When the ceasefire was declared, both sides were able to celebrate a victory from the skirmishes – India for eliminating scores of terrorist camps, and Pakistan for downing Indian jets and defending its territory. The world celebrated the ceasefire, too. What could have been a catastrophic war between two nuclear powers has been, at least temporarily, averted. Yet even as fighting has subsided, one certain outcome of these clashes is that the world will pay more attention to the troubled region of Kashmir.

Kashmir, which is claimed by both India and Pakistan, was the battleground for much of last week. Early reports suggest that as many as 50 Kashmiri civilians died as a result of shelling across the line of control, which was established after the 1971 India-Pakistan war. Since 1947, the Muslim-majority region has been the casus belli of four wars (excluding last week’s clashes). The dispute has caused countless suffering and lives lost.
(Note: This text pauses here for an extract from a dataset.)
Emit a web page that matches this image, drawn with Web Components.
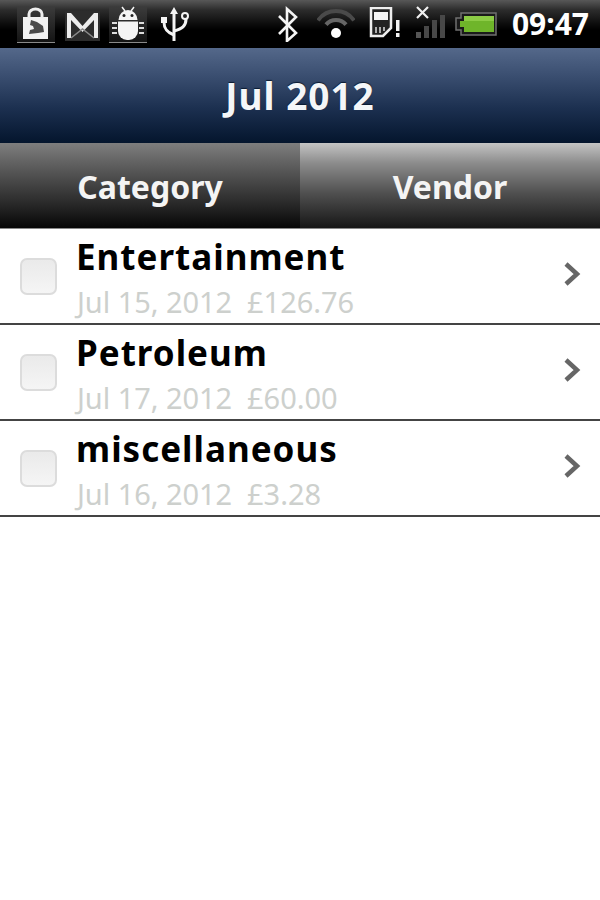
<!DOCTYPE html>
<html>
<head>
<meta charset="utf-8">
<title>Jul 2012</title>
<style>
  html, body { margin: 0; padding: 0; background: #fff; }
  body { width: 600px; height: 900px; overflow: hidden; font-family: "Noto Sans", "Open Sans", sans-serif; }
</style>
</head>
<body>
<status-bar></status-bar>
<title-bar>Jul 2012</title-bar>
<tab-bar>
  <tab-item>Category</tab-item>
  <tab-item selected>Vendor</tab-item>
</tab-bar>
<expense-row name="Entertainment" detail="Jul 15, 2012  £126.76"></expense-row>
<expense-row name="Petroleum" detail="Jul 17, 2012  £60.00"></expense-row>
<expense-row name="miscellaneous" detail="Jul 16, 2012  £3.28"></expense-row>

<script>
class StatusBar extends HTMLElement {
  constructor() {
    super();
    this.attachShadow({ mode: 'open' }).innerHTML = `
      <style>
        :host {
          display: flex; align-items: center; height: 48px; box-sizing: border-box;
          background: linear-gradient(#585858 0, #2c2c2c 10px, #0c0c0c 24px, #000 30px);
          padding-left: 17px; padding-right: 11px;
        }
        svg { display: block; flex: none; }
        .chip { background: linear-gradient(#3c3c3c, #141414); border-bottom: 1px solid #8a8a8a; }
        .left { display: flex; align-items: center; }
        .right { display: flex; align-items: center; margin-left: auto; }
        .time { font: 700 30px "Noto Sans", sans-serif; color: #fff; margin-left: 15px; line-height: 48px; }
      </style>
      <div class="left">
        <svg class="chip" width="38" height="36" viewBox="0 0 38 36">
          <path d="M6 11h25v22H6z" fill="#f2f2f2"/>
          <path d="M12 12V8a6.500 5 0 0 1 13 0v4" fill="none" stroke="#eee" stroke-width="3"/>
          <path d="M14 14l6 2 6 4 1 6-6 1-9 1 1-4 4-1-1-3-3-1z" fill="#4a4a4a"/>
        </svg>
        <svg width="38" height="36" viewBox="0 0 38 36" style="margin-left:8px">
          <path d="M2 5h35v30H2z" fill="#2c2c2c"/>
          <path d="M4 7h4l11.500 13L31 7h4v25h-4V14L19.500 26 8 14v18H4z" fill="#ececec"/>
          <path d="M8 32l11.500-9L31 32" fill="none" stroke="#8a8a8a" stroke-width="1.500"/>
        </svg>
        <svg class="chip" width="38" height="36" viewBox="0 0 38 36" style="margin-left:8px">
          <path d="M9.500 14a9.500 10 0 0 1 19 0z" fill="#f4f4f4"/>
          <path d="M13 1l3 4M25 1l-3 4" stroke="#f4f4f4" stroke-width="1.500"/>
          <path d="M9 15.500h20v9.500a9 9 0 0 1-9 9h-2a9 9 0 0 1-9-9z" fill="#f4f4f4"/>
          <path d="M3 17h5M3 22h5M3 27h5M30 17h5M30 22h5M30 27h5" stroke="#ddd" stroke-width="2"/>
          <circle cx="15" cy="9.500" r="1.500" fill="#222"/><circle cx="23" cy="9.500" r="1.500" fill="#222"/>
        </svg>
        <svg width="30" height="38" viewBox="0 0 30 38" style="margin-left:13px">
          <path d="M14 2l4 7h-2.500v27h-3V9H10z" fill="#f4f4f4"/>
          <path d="M14 30C6 27 4 23 4 17" fill="none" stroke="#f4f4f4" stroke-width="3"/>
          <path d="M14 26c8-2 12-5 12-12" fill="none" stroke="#f4f4f4" stroke-width="3"/>
          <rect x="1" y="12" width="6" height="6" fill="#f4f4f4"/>
          <circle cx="25" cy="11" r="3" fill="#222" stroke="#f4f4f4" stroke-width="2"/>
        </svg>
      </div>
      <div class="right">
        <svg width="22" height="36" viewBox="0 0 22 36">
          <path d="M2 10l17 17-9 8V3l9 8L2 28" fill="none" stroke="#f4f4f4" stroke-width="2.600"/>
        </svg>
        <svg width="38" height="30" viewBox="0 0 38 30" style="margin-left:18px">
          <path d="M1 11.400a22 22 0 0 1 36 0" fill="none" stroke="#4a4a4a" stroke-width="4"/>
          <path d="M9 15.600a13 13 0 0 1 20 0" fill="none" stroke="#666" stroke-width="4"/>
          <circle cx="19" cy="24" r="5" fill="#fff"/>
        </svg>
        <svg width="32" height="32" viewBox="0 0 32 32" style="margin-left:14px;margin-top:-3px">
          <path d="M2 1h20v20l-8 8H2z" fill="#222" stroke="#eee" stroke-width="2.500"/>
          <rect x="5" y="5" width="14" height="8" fill="#f4f4f4"/>
          <path d="M7 20v6M11 20v6M15 20v4" stroke="#ddd" stroke-width="1.500"/>
          <rect x="27" y="13" width="3.500" height="11" fill="#f4f4f4"/>
          <rect x="27" y="26" width="3.500" height="4" fill="#f4f4f4"/>
        </svg>
        <svg width="30" height="34" viewBox="0 0 30 34" style="margin-left:14px;margin-top:-4px">
          <path d="M2 2l11 11M13 2L2 13" stroke="#f0f0f0" stroke-width="2.200"/>
          <rect x="1" y="27" width="5" height="6" fill="#555"/>
          <rect x="9" y="21" width="5" height="12" fill="#484848"/>
          <rect x="17" y="15" width="5" height="18" fill="#484848"/>
          <rect x="25" y="10" width="5" height="23" fill="#484848"/>
        </svg>
        <svg width="42" height="24" viewBox="0 0 42 24" style="margin-left:10px">
          <path d="M6 1h35v22H6v-5H1V6h5z" fill="#1a1a1a" stroke="#707070" stroke-width="1.500"/>
          <path d="M9 4h30v16H9v-5H5V9h4z" fill="#6fb52a"/>
          <rect x="9" y="4" width="30" height="5" fill="#8ccb45"/>
        </svg>
        <span class="time">09:47</span>
      </div>`;
  }
}

class TitleBar extends HTMLElement {
  constructor() {
    super();
    this.attachShadow({ mode: 'open' }).innerHTML = `
      <style>
        :host {
          display: flex; align-items: center; justify-content: center; height: 95px;
          background: linear-gradient(#54688a 0, #3a4e70 28px, #1c3050 60px, #04152d 95px);
          color: #f4f6f8; font: 700 37px "Noto Sans", sans-serif; letter-spacing: 1px;
          text-shadow: 0 -1px 1px #0a1a30;
        }
      </style>
      <slot></slot>`;
  }
}

class TabBar extends HTMLElement {
  constructor() {
    super();
    this.attachShadow({ mode: 'open' }).innerHTML = `
      <style>
        :host { display: flex; height: 85px; border-bottom: 1px solid #888; }
      </style>
      <slot></slot>`;
  }
}

class TabItem extends HTMLElement {
  constructor() {
    super();
    this.attachShadow({ mode: 'open' }).innerHTML = `
      <style>
        :host {
          flex: 1; display: flex; align-items: center; justify-content: center; padding-top: 2px; box-sizing: border-box;
          background: linear-gradient(#7e7e7e 0, #5a5a5a 25px, #2a2a2a 60px, #060606 85px);
          color: #f4f4f4; font: 700 32px "Noto Sans", sans-serif;
        }
        :host([selected]) {
          background: linear-gradient(#c4c4c4 0, #8c8c8c 20px, #505050 50px, #161616 85px);
        }
      </style>
      <slot></slot>`;
  }
}

class ExpenseRow extends HTMLElement {
  constructor() {
    super();
    const root = this.attachShadow({ mode: 'open' });
    root.innerHTML = `
      <style>
        :host {
          display: flex; align-items: center; height: 94px;
          border-bottom: 2px solid #444; background: #fff; padding-left: 20px; padding-right: 18px;
        }
        .check {
          width: 37px; height: 37px; box-sizing: border-box; border-radius: 7px; flex: none;
          border: 2px solid #dcdcdc; background: linear-gradient(#eaeaea, #f5f5f5);
          margin-right: 19px;
        }
        .text { flex: 1; min-width: 0; align-self: flex-start; }
        .name { font: 700 35px/40px "Noto Sans", sans-serif; color: #000; letter-spacing: 1px; margin-top: 8px; }
        .detail { font: 400 29px/34px "Noto Sans", sans-serif; color: #cdd0cd; white-space: pre; margin-top: 8px; margin-left: 1px; letter-spacing: -0.05px; }
        svg { display: block; flex: none; margin-top: -4px; }
      </style>
      <div class="check"></div>
      <div class="text">
        <div class="name"></div>
        <div class="detail"></div>
      </div>
      <svg width="20" height="26" viewBox="0 0 20 26"><path d="M4 3l11 10L4 23" fill="none" stroke="#666" stroke-width="4.500"/></svg>`;
    root.querySelector('.name').textContent = this.getAttribute('name');
    root.querySelector('.detail').textContent = this.getAttribute('detail');
  }
}

customElements.define('status-bar', StatusBar);
customElements.define('title-bar', TitleBar);
customElements.define('tab-bar', TabBar);
customElements.define('tab-item', TabItem);
customElements.define('expense-row', ExpenseRow);
</script>
</body>
</html>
Last month’s attack on non-Muslim tourists was an eerie reenactment of the violence that plagued Kashmir in the early 1990s, when Islamist attacks caused the mass exodus of the region’s Hindu population. India has always held Pakistan responsible for the bloodshed, claiming that Islamic groups are harboured, or at least ignored, by Pakistan’s powerful military.

Kashmir has since become one of the most heavily militarised regions on Earth, with as many as an estimated 750,000 Indian troops alone regularly deployed there at any one time. Indian forces have been accused of serious human-rights violations, from the use of excessive force against protesters to enforced disappearances.